- Excerpted data -
______________________________

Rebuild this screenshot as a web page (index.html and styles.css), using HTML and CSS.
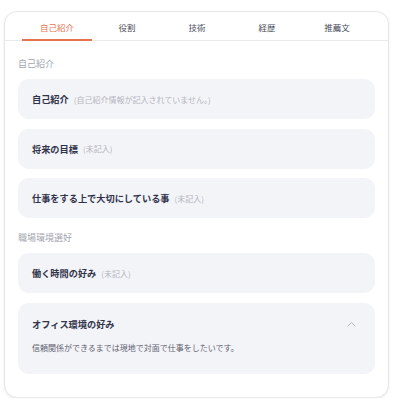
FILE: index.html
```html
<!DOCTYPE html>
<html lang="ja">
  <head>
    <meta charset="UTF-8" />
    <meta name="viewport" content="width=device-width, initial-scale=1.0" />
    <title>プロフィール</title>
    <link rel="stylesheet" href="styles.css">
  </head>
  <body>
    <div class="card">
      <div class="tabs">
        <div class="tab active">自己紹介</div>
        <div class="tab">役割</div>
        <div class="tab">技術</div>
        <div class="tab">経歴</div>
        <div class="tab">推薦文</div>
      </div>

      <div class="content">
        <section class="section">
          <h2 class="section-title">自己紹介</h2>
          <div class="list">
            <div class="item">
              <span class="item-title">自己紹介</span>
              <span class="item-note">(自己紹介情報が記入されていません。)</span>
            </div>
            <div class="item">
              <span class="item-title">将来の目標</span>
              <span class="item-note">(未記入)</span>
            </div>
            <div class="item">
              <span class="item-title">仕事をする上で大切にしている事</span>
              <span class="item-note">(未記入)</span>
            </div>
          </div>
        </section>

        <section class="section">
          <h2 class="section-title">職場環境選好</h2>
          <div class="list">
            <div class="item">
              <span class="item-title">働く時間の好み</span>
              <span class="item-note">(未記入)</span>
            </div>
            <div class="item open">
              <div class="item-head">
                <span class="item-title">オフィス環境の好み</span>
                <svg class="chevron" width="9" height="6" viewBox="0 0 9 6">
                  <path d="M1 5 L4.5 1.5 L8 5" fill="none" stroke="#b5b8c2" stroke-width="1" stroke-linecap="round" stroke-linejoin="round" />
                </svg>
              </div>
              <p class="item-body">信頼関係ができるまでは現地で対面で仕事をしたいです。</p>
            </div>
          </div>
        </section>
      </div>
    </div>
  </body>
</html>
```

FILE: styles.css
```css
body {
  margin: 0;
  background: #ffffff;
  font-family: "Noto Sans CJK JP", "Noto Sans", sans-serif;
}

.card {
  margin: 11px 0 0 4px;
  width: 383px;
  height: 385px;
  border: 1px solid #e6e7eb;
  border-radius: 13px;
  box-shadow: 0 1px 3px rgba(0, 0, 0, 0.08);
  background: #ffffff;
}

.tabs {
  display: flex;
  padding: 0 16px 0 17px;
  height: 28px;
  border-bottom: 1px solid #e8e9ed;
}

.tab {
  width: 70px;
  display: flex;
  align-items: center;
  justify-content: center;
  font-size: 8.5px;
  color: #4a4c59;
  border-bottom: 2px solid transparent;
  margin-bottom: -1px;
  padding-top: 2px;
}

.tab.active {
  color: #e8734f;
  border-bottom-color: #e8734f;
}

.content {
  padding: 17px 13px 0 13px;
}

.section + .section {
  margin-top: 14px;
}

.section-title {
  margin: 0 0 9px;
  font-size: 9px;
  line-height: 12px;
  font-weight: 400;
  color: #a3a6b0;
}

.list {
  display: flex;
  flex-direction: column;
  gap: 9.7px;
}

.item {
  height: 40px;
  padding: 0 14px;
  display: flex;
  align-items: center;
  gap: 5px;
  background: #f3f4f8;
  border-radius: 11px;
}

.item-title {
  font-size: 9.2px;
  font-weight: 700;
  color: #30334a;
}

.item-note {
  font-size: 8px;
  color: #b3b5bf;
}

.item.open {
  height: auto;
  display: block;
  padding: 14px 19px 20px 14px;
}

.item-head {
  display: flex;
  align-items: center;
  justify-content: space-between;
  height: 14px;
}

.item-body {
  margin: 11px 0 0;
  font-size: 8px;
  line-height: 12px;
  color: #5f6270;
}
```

______________________________

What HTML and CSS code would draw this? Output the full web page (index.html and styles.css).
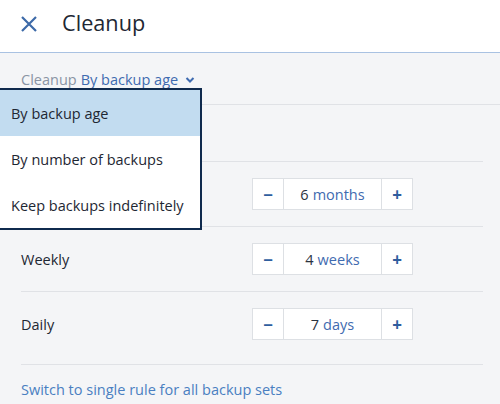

______________________________

- The problem -
Go through the records and pull out each line that includes the word "styles".

- Exercise output -
Rebuild this screenshot as a web page (index.html and styles.css), using HTML and CSS.
    <link rel="stylesheet" href="styles.css">
FILE: styles.css
What HTML and CSS code would draw this? Output the full web page (index.html and styles.css).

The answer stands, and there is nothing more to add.